Run Jobs using REST API

Let’s create a resource, cde_REPORTS, which will hold a Python program Create_Reports.py.

curl -H "Authorization: Bearer ${CDE_TOKEN}" -X POST "${CDE_JOB_URL}/resources" -H "Content-Type: application/json" -d "{ \"name\": \"cde_REPORTS\"}"

curl -H "Authorization: Bearer ${CDE_TOKEN}" -X PUT "${CDE_JOB_URL}/resources/cde_REPORTS/Create_Reports.py" -F 'file=@/home/gdeleon/tmp/Create_Reports.py'

Let’s verify:

curl -H "Authorization: Bearer ${CDE_TOKEN}" -X GET "${CDE_JOB_URL}/resources/cde_REPORTS" | jq .

Let’s schedule a job, Create_Report, to run every thirty minutes past the hour:

curl -H "Authorization: Bearer ${CDE_TOKEN}" -X POST "${CDE_JOB_URL}/jobs" -H "accept: application/json" -H "Content-Type: application/json" -d "{ \"name\": \"Create_Report\", \"type\": \"spark\", \"retentionPolicy\": \"keep_indefinitely\", \"mounts\": [ { \"dirPrefix\": \"/\", \"resourceName\": \"cde_REPORTS\" } ], \"spark\": { \"file\": \"Create_Reports.py\", \"conf\": { \"spark.pyspark.python\": \"python3\" } }, \"schedule\": { \"enabled\": true, \"user\": \"gdeleon\", \"cronExpression\": \"30 */1 * * *\", \"start\": \"2020-08-18\", \"end\": \"2021-08-18\" } }"

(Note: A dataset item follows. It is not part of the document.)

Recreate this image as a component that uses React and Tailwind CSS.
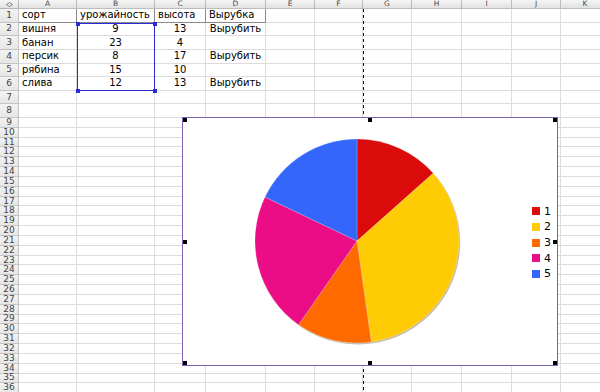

Let’s take a look at the most recent job execution:

curl -H "Authorization: Bearer ${CDE_TOKEN}" -X GET "${CDE_JOB_URL}/jobs?latestjob=true&filter=name%5Beq%5DCreate_Report&limit=20&offset=0&orderby=name&orderasc=true" | jq .

Let’s review the job output:

curl -H "Authorization: Bearer ${CDE_TOKEN}" -X GET "${CDE_JOB_URL}/job-runs/<JOB_ID>/logs?type=driver%2Fstdout"

Summary

Congratulations on completing the tutorial.

You have learned to interact with Cloudera Data Engineering using both the command line interface and restful APIs. You are encouraged to incorporate what you’ve learned into your favorite continuous integration tool.